“I admire your balls,” said Scotty Austin, lead vocalist of southern rock band, Saving Abel when asked if he had time for a quick interview.
In dark blue jeans and a black cut-off that read “HELL AN BACK” in white letters, Austin had just finished a performance of the band’s platinum single, “Addicted” off their 2008 gold-certified self-titled album, and was standing on the worn, zebra-printed carpet that masked the stage of the Stanhope House. Referred to as “The Last Great American Roadhouse,” the snug, but notorious concert venue was built in Stanhope, N.J. in the 1790’s. Its preserved wooden floors and tin ceilings were all too familiar to Austin, who had performed there on numerous occasions.
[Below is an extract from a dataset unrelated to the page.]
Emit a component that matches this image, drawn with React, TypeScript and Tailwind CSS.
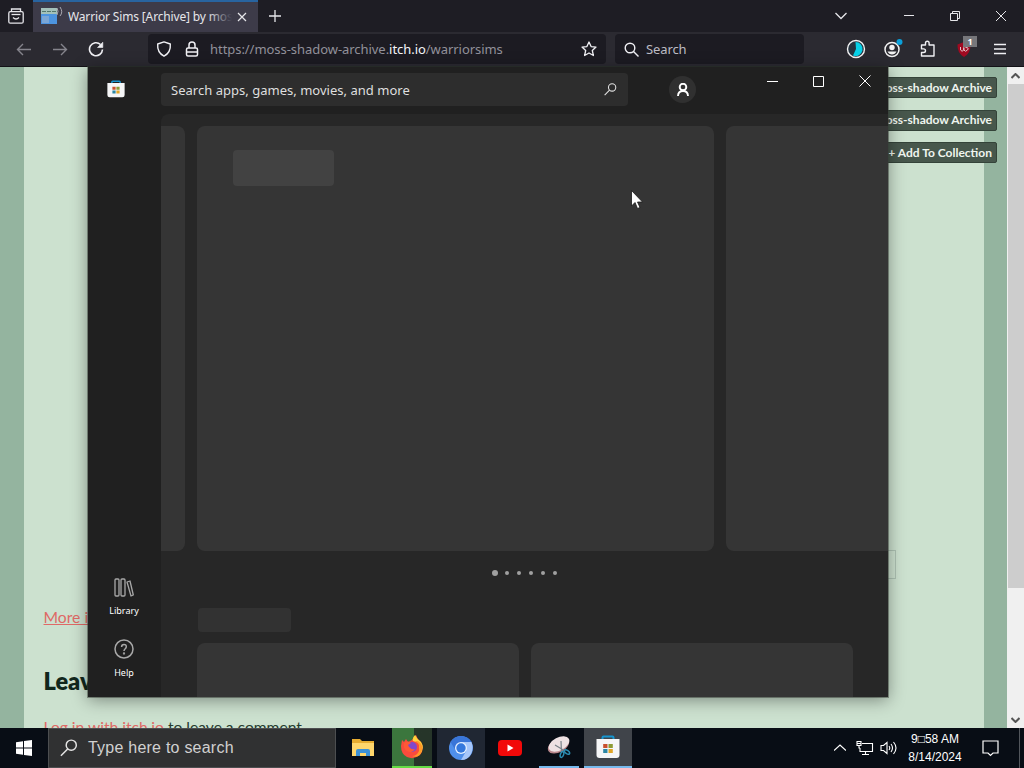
import type { ReactNode } from 'react';

const StoreBag = ({ size }: { size: number }) => (
  <svg width={size} height={size} viewBox="0 0 24 24">
    <path d="M6.500 5V2.500Q6.500 1.500 7.500 1.500H16.500Q17.500 1.500 17.500 2.500V5" fill="none" stroke="#1795cf" strokeWidth="2" />
    <path d="M.5 4H23.500V20Q23.500 23 20.500 23H3.500Q.5 23 .5 20Z" fill="#f5f6f7" />
    <path d="M7.200 9H11.500V13H7.200Z" fill="#c8502e" />
    <path d="M12.500 9H16.800V13H12.500Z" fill="#8c9b34" />
    <path d="M7.200 14H11.500V18H7.200Z" fill="#2c86a4" />
    <path d="M12.500 14H16.800V18H12.500Z" fill="#e0a526" />
  </svg>
);

// magnifier with the handle at bottom left
const WinSearch = ({ size }: { size: number }) => (
  <svg width={size} height={size} viewBox="0 0 16 16" fill="none" stroke="#e4e4e4" strokeWidth="1.300">
    <circle cx="10" cy="5.500" r="4.500" />
    <path d="M6.800 8.800L.8 14.800" />
  </svg>
);

const TabBar = () => (
  <div className="flex h-8 bg-[#1e1d24] text-[#e6e6ea]">
    <div className="flex w-[33px] items-center justify-center pr-px">
      <svg width="16" height="16" viewBox="0 0 16 16" fill="none" stroke="currentColor" strokeWidth="1.300">
        <path d="M3.500 3.500V1H12.500V3.500" />
        <rect x=".8" y="3.700" width="14.400" height="11.500" rx="1.500" />
        <path d="M3.500 6.500H12.500" />
        <path d="M5 9.500Q8 12.500 11 9.500" />
      </svg>
    </div>
    <div className="flex w-[225px] items-center border-t-2 border-[#2864a0] bg-[#3d3b49] pl-2">
      <svg width="23" height="20" viewBox="0 0 23 20" className="shrink-0">
        <path d="M0 1H16V17H0Z" fill="#4d94df" />
        <path d="M0 1H16V7H0Z" fill="#a3c1ba" />
        <path d="M1 4.500H5M6 4.500H10M11 4.500H15" stroke="#53776c" />
        <path d="M1 9H8V16H1Z" fill="#7ba6d5" />
        <path d="M16 1Q18 4 16 8M19 0Q22.500 5 19 9" fill="none" stroke="#aaa9b2" />
      </svg>
      <div className="relative ml-1 w-[164px] overflow-hidden whitespace-nowrap text-[12px] leading-5">
        <span className="tracking-[-0.15px]">Warrior Sims [Archive] by mos</span>
        <div className="absolute right-0 top-0 h-5 w-6 bg-linear-to-r from-transparent to-[#3d3b49]" />
      </div>
      <svg width="10" height="10" viewBox="0 0 10 10" stroke="currentColor" strokeWidth="1.200" className="ml-[5px] shrink-0">
        <path d="M1 1L9 9M9 1L1 9" />
      </svg>
    </div>
    <div className="flex w-[33px] items-center justify-center">
      <svg width="12" height="12" viewBox="0 0 12 12" stroke="currentColor" strokeWidth="1.300">
        <path d="M6 0V12M0 6H12" />
      </svg>
    </div>
    <div className="ml-auto flex items-center pr-[17px]">
      <svg width="12" height="8" viewBox="0 0 12 8" fill="none" stroke="currentColor" strokeWidth="1.300">
        <path d="M.5 1L6 6.500L11.500 1" />
      </svg>
      <svg width="10" height="10" viewBox="0 0 10 10" stroke="currentColor" className="ml-[57px]">
        <path d="M0 4.500H10" />
      </svg>
      <svg width="10" height="10" viewBox="0 0 10 10" fill="none" stroke="currentColor" className="ml-9">
        <path d="M.5 2.500H7.500V9.500H.5ZM2.500 2.500V.5H9.500V7.500H7.500" />
      </svg>
      <svg width="12" height="12" viewBox="0 0 12 12" stroke="currentColor" className="ml-[35px]">
        <path d="M1 1L11 11M11 1L1 11" />
      </svg>
    </div>
  </div>
);

const NavBar = () => (
  <div className="flex h-[35px] items-center border-b border-[#131217] bg-[#2b2a31] text-[#f0f0f4]">
    <div className="flex w-[148px] items-center gap-[20px] pl-4">
      <svg width="16" height="14" viewBox="0 0 16 14" fill="none" stroke="#85848c" strokeWidth="1.400">
        <path d="M15 7.500H1.500M7 2L1.500 7.500L7 13" />
      </svg>
      <svg width="16" height="14" viewBox="0 0 16 14" fill="none" stroke="#85848c" strokeWidth="1.400">
        <path d="M1 7.500H14.500M9 2L14.500 7.500L9 13" />
      </svg>
      <svg width="16" height="16" viewBox="0 0 16 16" fill="none" stroke="currentColor" strokeWidth="1.600">
        <path d="M12.500 3.500A6.500 6.500 0 1 0 14.500 8.500" />
        <path d="M14.800 1.200V6.500H9.500Z" fill="currentColor" strokeWidth=".6" />
      </svg>
    </div>
    <div className="flex h-[30px] w-[458px] items-center rounded-sm bg-[#1c1b22] pl-2">
      <svg width="16" height="16" viewBox="0 0 16 16" fill="none" stroke="currentColor" strokeWidth="1.400">
        <path d="M8 .9L14.300 3Q15 11.500 8 15.200Q1 11.500 1.700 3Z" strokeLinejoin="round" />
      </svg>
      <svg width="14" height="16" viewBox="0 0 14 16" fill="none" stroke="currentColor" strokeWidth="1.500" className="ml-[13px]">
        <rect x="1.500" y="7" width="11" height="8" rx="1.500" />
        <path d="M4 7V4Q4 1 7 1T10 4V7M1.500 11H12.500" />
      </svg>
      <div className="ml-[11px] w-[371px] whitespace-nowrap pt-[2px] text-[13px] tracking-[-0.05px] text-[#92919a]">
        https://moss-shadow-archive.<span className="text-[#f5f5f8]">itch.io</span>/warriorsims
      </div>
      <svg width="16" height="16" viewBox="0 0 16 16" fill="none" stroke="currentColor" strokeWidth="1.300" strokeLinejoin="round">
        <path d="M8 1L10.100 5.600L15 6.100L11.300 9.500L12.400 14.500L8 12L3.600 14.500L4.700 9.500L1 6.100L5.900 5.600Z" />
      </svg>
    </div>
    <div className="ml-[9px] flex h-[30px] w-[189px] items-center rounded-sm bg-[#1c1b22] pl-[9px]">
      <svg width="15" height="15" viewBox="0 0 15 15" fill="none" stroke="currentColor" strokeWidth="1.400">
        <circle cx="6" cy="6" r="4.800" />
        <path d="M9.500 9.500L14.500 14.500" />
      </svg>
      <span className="ml-[7px] pt-[2px] text-[13px] tracking-[-0.1px] text-[#bdbcc4]">Search</span>
    </div>
    <div className="ml-auto flex items-center pr-[18px]">
      <svg width="20" height="20" viewBox="0 0 20 20">
        <circle cx="10" cy="10" r="8.500" fill="#263440" stroke="#f2f2f2" strokeWidth="1.400" />
        <path d="M9.500 3A7 7 0 1 1 7 16.500L10 10Z" fill="#06d1e8" />
      </svg>
      <svg width="20" height="22" viewBox="0 0 20 22" className="ml-[17px]">
        <circle cx="9" cy="11.500" r="7" fill="none" stroke="#f2f2f2" strokeWidth="1.500" />
        <circle cx="9" cy="9.500" r="2.700" fill="#f2f2f2" />
        <path d="M4.500 13.500H13.500Q12 16.500 9 16.500T4.500 13.500Z" fill="#f2f2f2" />
        <circle cx="16.500" cy="4" r="3" fill="#0ba0da" />
      </svg>
      <svg width="16" height="18" viewBox="0 0 16 18" fill="none" stroke="currentColor" strokeWidth="1.400" strokeLinejoin="round" className="ml-[17px]">
        <path d="M1.500 7V5H5.500V3Q5.500 1.200 7.300 1.200T9.100 3V5H14V16H1.500V12.500H3.500Q5.500 12.500 5.500 10.700T3.500 8.900H1.500V7" />
      </svg>
      <div className="relative ml-[18px] h-5 w-5">
        <svg width="20" height="20" viewBox="0 0 20 20">
          <path d="M10 3L16.500 5.500Q17 14 10 18Q3 14 3.500 5.500Z" fill="#a00a21" />
          <path d="M6.500 8V11Q8 13.500 9.800 11V8.500V11Q11.500 13.500 13.500 11T11.500 8.500" fill="none" stroke="#e4c5ca" />
        </svg>
        <span className="absolute left-[9px] top-[-3px] h-[11px] w-[14px] bg-[#77777b] text-center text-[9px] font-bold leading-[11px] text-white">1</span>
      </div>
      <svg width="12" height="12" viewBox="0 0 12 12" stroke="currentColor" strokeWidth="1.400" className="ml-[20px]">
        <path d="M0 1.500H12M0 6H12M0 10.500H12" />
      </svg>
    </div>
  </div>
);

const PageButton = ({ children }: { children: ReactNode }) => (
  <div className="flex h-[21px] w-[124px] items-center justify-end whitespace-nowrap rounded-[2px] border border-[#344339] bg-[#47574c] pr-[4px] text-[12px] font-bold text-[#eff5ef]">
    {children}
  </div>
);

const ItchPage = () => (
  <div className="flex h-[661px] overflow-hidden bg-[#94b49f] font-[Lato,sans-serif]">
    <div className="ml-6 flex h-full w-[960px] shrink-0 flex-col bg-[#cce1cf] pl-[19.500px]">
      <div className="ml-[829.500px] mt-[10px] flex w-[124px] flex-col gap-[11.500px]">
        <PageButton>oss-shadow Archive</PageButton>
        <PageButton>oss-shadow Archive</PageButton>
        <PageButton>+ Add To Collection</PageButton>
      </div>
      <div className="ml-[840.500px] mt-[387px] h-[29px] w-[12px] shrink-0 border border-[#adc2b3]" />
      <p className="mt-[26px] whitespace-nowrap text-[15.700px] leading-6 text-[#df6966] underline">More i</p>
      <h2 className="mt-[36px] text-[23.500px] font-extrabold leading-8 text-[#11271c]">Leav</h2>
      <p className="mt-[18px] shrink-0 whitespace-nowrap text-[15.600px] leading-6 text-[#263c2f]">
        <span className="text-[#df6966] underline">Log in with itch.io</span> to leave a comment.
      </p>
    </div>
    <div className="ml-auto flex w-[17px] flex-col items-center bg-[#f0f0f0]">
      <div className="flex h-[17px] items-center">
        <svg width="9" height="6" viewBox="0 0 9 6" fill="none" stroke="#555" strokeWidth="2">
          <path d="M.5 5L4.500 1L8.500 5" />
        </svg>
      </div>
      <div className="h-[504px] w-[16px] bg-[#cdcdcd]" />
      <div className="mt-auto flex h-[17px] items-center">
        <svg width="9" height="6" viewBox="0 0 9 6" fill="none" stroke="#555" strokeWidth="2">
          <path d="M.5 1L4.500 5L8.500 1" />
        </svg>
      </div>
    </div>
  </div>
);

const StoreWindow = () => (
  <div className="absolute left-[88px] top-[67px] flex h-[630px] w-[800px] flex-col overflow-hidden bg-[#202020] text-white shadow-[0_3px_16px_rgba(0,0,0,0.4),0_0_0_1px_rgba(70,80,70,0.5)]">
    <div className="flex h-[47px] shrink-0">
      <div className="flex w-[73px] items-center pb-[3px] pl-[19px]">
        <StoreBag size={18} />
      </div>
      <div className="mt-[6px] flex h-[33px] w-[467px] items-center justify-between rounded bg-[#2d2d2d] pl-[10px] pr-[11px]">
        <span className="pt-[2px] text-[13px] tracking-[0.02px] text-[#dfdfdf]">Search apps, games, movies, and more</span>
        <WinSearch size={13} />
      </div>
      <div className="ml-[41px] mt-[9px] flex h-[27px] w-[27px] items-center justify-center rounded-full bg-[#303030]">
        <svg width="14" height="14" viewBox="0 0 14 14" fill="none" stroke="white" strokeWidth="1.900">
          <circle cx="7" cy="4" r="3.300" />
          <path d="M2 13Q2.200 8 7 8T12 13" />
        </svg>
      </div>
      <div className="ml-auto flex h-[28px] items-center gap-[35px] pr-[17px]">
        <svg width="11" height="11" viewBox="0 0 11 11" stroke="white"><path d="M0 5.500H11" /></svg>
        <svg width="11" height="11" viewBox="0 0 11 11" fill="none" stroke="white"><path d="M.5 .5H10.500V10.500H.5Z" /></svg>
        <svg width="12" height="12" viewBox="0 0 12 12" stroke="white"><path d="M.5 .5L11.500 11.500M11.500 .5L.5 11.500" /></svg>
      </div>
    </div>
    <div className="flex min-h-0 flex-1">
      <div className="flex w-[73px] shrink-0 flex-col items-center justify-end pb-[16px] pr-px text-[9px] leading-4">
        <svg width="20" height="20" viewBox="0 0 20 20" fill="none" stroke="#a8a8a8" strokeWidth="1.300">
          <rect x="1" y="2" width="4" height="17" rx="1" />
          <rect x="7" y="2" width="4" height="17" rx="1" />
          <path d="M13 5L16 4L19.300 18L17 19Z" strokeLinejoin="round" />
        </svg>
        <span className="mt-[6px]">Library</span>
        <svg width="20" height="20" viewBox="0 0 20 20" fill="none" stroke="#a8a8a8" strokeWidth="1.500" className="mt-[20px]">
          <circle cx="10" cy="10" r="9" />
          <path d="M7.600 8Q7.600 5.500 10 5.500T12.300 7.800Q12.300 9 11 10Q10 10.800 10 12" />
          <circle cx="10" cy="14.500" r=".4" fill="#a8a8a8" />
        </svg>
        <span className="mt-[6px]">Help</span>
      </div>
      <div className="flex min-w-0 flex-1 flex-col overflow-hidden rounded-tl-lg bg-[#272727] pt-3">
        <div className="flex h-[425px] shrink-0 gap-3">
          <div className="w-6 shrink-0 rounded-r-lg bg-[#353535]" />
          <div className="w-[517px] shrink-0 rounded-lg bg-[#353535] pl-9 pt-6">
            <div className="h-9 w-[101px] rounded bg-[#424242]" />
          </div>
          <div className="flex-1 rounded-l-lg bg-[#353535]" />
        </div>
        <div className="ml-[331px] mt-[19px] flex h-[6px] items-center gap-2">
          <div className="-mr-px h-[6px] w-[6px] rounded-full bg-[#a0a0a0]" />
          {[1, 2, 3, 4, 5].map((n) => (
            <div key={n} className="h-1 w-1 rounded-full bg-[#a0a0a0]" />
          ))}
        </div>
        <div className="ml-[37px] mt-[32px] h-6 w-[93px] shrink-0 rounded bg-[#323232]" />
        <div className="ml-9 mt-[11px] flex min-h-0 flex-1 gap-3">
          <div className="w-[322px] rounded-t-lg bg-[#353535]" />
          <div className="w-[322px] rounded-t-lg bg-[#353535]" />
        </div>
      </div>
    </div>
  </div>
);

const Taskbar = () => (
  <div className="flex h-10 bg-[#080d15] font-['Liberation_Sans',Arial,sans-serif] text-white">
    <div className="flex w-12 items-center justify-center">
      <svg width="16" height="16" viewBox="0 0 16 16" fill="white">
        <path d="M0 2.300L7 1.300V7.600H0ZM8 1.100L16 0V7.600H8ZM0 8.500H7V14.700L0 13.700ZM8 8.500H16V16L8 14.900Z" />
      </svg>
    </div>
    <div className="flex w-[288px] items-center border border-[#4c4e50] bg-[#303132] pl-[11px] text-[#d0d0d0]">
      <WinSearch size={18} />
      <span className="ml-[10px] text-[16px] tracking-[0.23px]">Type here to search</span>
    </div>
    <div className="ml-[3px] flex w-12 items-center justify-center">
      <svg width="22" height="20" viewBox="0 0 22 20">
        <path d="M0 1H8L10 3H22V18H0Z" fill="#e7ac31" />
        <path d="M0 5H22V18H0Z" fill="#ffd66c" />
        <path d="M4 18V13Q4 11 6 11H16Q18 11 18 13V18H14V15H8V18Z" fill="#3d91d6" />
      </svg>
    </div>
    <div className="ml-[5px] flex w-10 items-center justify-center border-b-2 border-[#65dd45] bg-linear-to-r from-[#3b763d] from-55% to-[#263529] to-55%">
      <svg width="24" height="24" viewBox="0 0 24 24">
        <path d="M1 11L2 5L4 7L6 4L8 7L12 5Q13 2 16 0Q17 4 21 7Q25 14 20 20Q14 25 7 22Q1 19 1 11Z" fill="#f94b3d" />
        <path d="M15 0Q12 3 13 6L19 8L20 19Q25 13 21 7Q17 4 15 0Z" fill="#ffd43b" />
        <path d="M15 6Q21 9 19 16Q17 21 12 21Q20 24 22 15Q23 9 18 6Z" fill="#ff9b27" />
        <circle cx="12" cy="12" r="5" fill="#8148ca" />
        <path d="M4 8Q8 5 11 8L8 10Q10 15 15 14Q12 19 7 16Q3 14 4 8Z" fill="#ff5935" />
      </svg>
    </div>
    <div className="ml-[5px] flex w-12 items-center justify-center bg-[#202733]">
      <svg width="24" height="24" viewBox="0 0 24 24">
        <circle cx="12" cy="12" r="12" fill="#4f8fea" />
        <path d="M12 6H22.400Q25 12 22 18T12 24L17.200 15Z" fill="#a7c7fa" />
        <path d="M1.600 6Q5 0 12 0T22.400 6H12L7 15Z" fill="#3975d8" />
        <circle cx="12" cy="12" r="6" fill="#e3efff" />
        <circle cx="12" cy="12" r="4.700" fill="#3478dd" />
      </svg>
    </div>
    <div className="ml-[1px] flex w-12 items-center justify-center">
      <svg width="24" height="18" viewBox="0 0 24 18">
        <rect y="1" width="24" height="16" rx="4" fill="#f20909" />
        <path d="M9.500 5.500L15.500 9L9.500 12.500Z" fill="white" />
      </svg>
    </div>
    <div className="ml-[5px] flex w-10 items-center justify-center border-b-2 border-[#76b9ed]">
      <svg width="24" height="24" viewBox="0 0 24 24">
        <ellipse cx="11.500" cy="10.500" rx="11.500" ry="6.800" transform="rotate(-28 11.500 10.500)" fill="#b9868b" />
        <ellipse cx="12" cy="9" rx="11.200" ry="6.500" transform="rotate(-28 12 9)" fill="#eee1e3" />
        <path d="M8 10L18 16M14 6L14.500 18" stroke="#788088" strokeWidth="1.200" />
        <ellipse cx="15" cy="19.500" rx="1.600" ry="3" transform="rotate(20 15 19.500)" fill="none" stroke="#2c8cb2" strokeWidth="1.500" />
        <ellipse cx="20" cy="17" rx="3" ry="1.600" transform="rotate(35 20 17)" fill="none" stroke="#2c8cb2" strokeWidth="1.500" />
      </svg>
    </div>
    <div className="ml-[5px] flex w-12 items-center justify-center border-b-2 border-[#76b9ed] bg-[#40444a]">
      <StoreBag size={24} />
    </div>
    <div className="ml-auto flex items-center">
      <svg width="12" height="8" viewBox="0 0 12 8" fill="none" stroke="white" strokeWidth="1.200">
        <path d="M0 6.500L6 1L12 6.500" />
      </svg>
      <svg width="18" height="16" viewBox="0 0 18 16" fill="none" stroke="white" strokeWidth="1.100" className="ml-[10px]">
        <path d="M6 3.500H16.500V11.500H4V8M9.500 11.500V14M6 14.500H13M1 1.500H5V5.500H1ZM3 5.500V8H4M1 3.500H5" />
      </svg>
      <svg width="17" height="16" viewBox="0 0 17 16" fill="none" stroke="white" strokeWidth="1.100" className="ml-[6px]">
        <path d="M1 5.500H3.500L7 2.500V13.500L3.500 10.500H1ZM9 6Q10.500 8 9 10M11 4Q14 8 11 12M13.500 2Q18.500 8 13.500 14" />
      </svg>
      <div className="ml-[10px] w-[56px] whitespace-nowrap text-center text-[12px] leading-[18px]">
        <div>9□58 AM</div>
        <div>8/14/2024</div>
      </div>
      <svg width="17" height="18" viewBox="0 0 17 18" fill="none" stroke="white" strokeWidth="1.200" className="ml-[19px]">
        <path d="M1 2H16V14H11L8.500 16.500L6 14H1Z" />
      </svg>
      <div className="ml-[20px] h-10 w-[5px] border-l border-[#52565c]" />
    </div>
  </div>
);

const Cursor = () => (
  <svg width="13" height="20" viewBox="0 0 13 20" className="absolute left-[631px] top-[190px]">
    <path d="M.5 .5V16L4 12.500L6.500 18.500L9 17.500L6.500 12H11.500Z" fill="white" stroke="#191919" strokeWidth=".8" />
  </svg>
);

const App = () => {
  return (
    <div className="relative h-[768px] w-[1024px] overflow-hidden font-['Noto_Sans',sans-serif]">
      <TabBar />
      <NavBar />
      <ItchPage />
      <Taskbar />
      <StoreWindow />
      <Cursor />
    </div>
  );
};

export default App;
“I like the smaller venues when the crowd is very interactive,” said Austin. “When everyone is involved, you can feel the energy bouncing off the walls of the room.”
Crowded around him were dozens of fans, all eager for a few minutes of the rock star’s time for autograph-signing and picture-taking. He met with each for a moment before exiting through the side door near the stage, where another group of fans greeted him. After a few moments, he re-entered and stopped at the bar, where he was met with a third round of admirers.
Nearly an hour after Austin’s performance did the room finally empty, except for three or four patrons, who were deep in conversation with the vocalist when I approached. After bidding their farewells, I reconnected with Austin, who was sincerely apologetic for having kept me waiting. We crossed the bar and stepped outside the side exit into the still fall night. We stood in shadow next to the road house, which much like its name, resembled a home more than a concert venue. Austin called over a woman named Brandi.
“Make sure I don’t say anything stupid,” he said.
Saving Abel’s return to the Stanhope House was inspired by the fall 2017 Redneck Rebellion Tour with rock band SOiL, who they officially parted ways with after their last concert together of the season in Battle Creek, Mich. on Oct. 14.
Although the collaborative fall tour ended, the season welcomes new beginnings for the Mississippi rockers come November when they start recording again. While life may serve as inspiration behind their upcoming album, Austin assures that something like that can never be officially decided before going into the studio.
“The beauty of recording a record is you can’t really decide that before you get there,” said Austin. “You just go in and the music is spiritual. That is the only way I can say it.”
Until then, the band will continue playing shows from the South through the Midwest, with hopes that each concert evokes happy and content feelings from fans.
“Life is shitty, and everyone is yelling at everyone else over dumb shit on the internet every day,” said Austin. “Music is what it’s supposed to be and always has been; it’s an escape from the life you’re tired of being a part of.”
With each performance, Austin offers that escape, not only through the music itself, but with his interaction with the crowd. From snapping selfies with fans’ phones, to feeding lyrics to newcomers to encourage vocal participation, Austin ensures fun for an audience, large or small.
“10 or 10,000, it’s still me,” said Austin. “But there is nothing that compares to a big crowd raising hell.”
He asked that fans see them live, and interpret for themselves everything from the band’s music to their performance, for the experience of each person is truly unique.
“I think music is personal,” said Austin. “I can tell you what our music is about, but I think I would be doing a disservice by doing that because the music means something different to everybody, and I think everyone should take their own meaning out of each song.”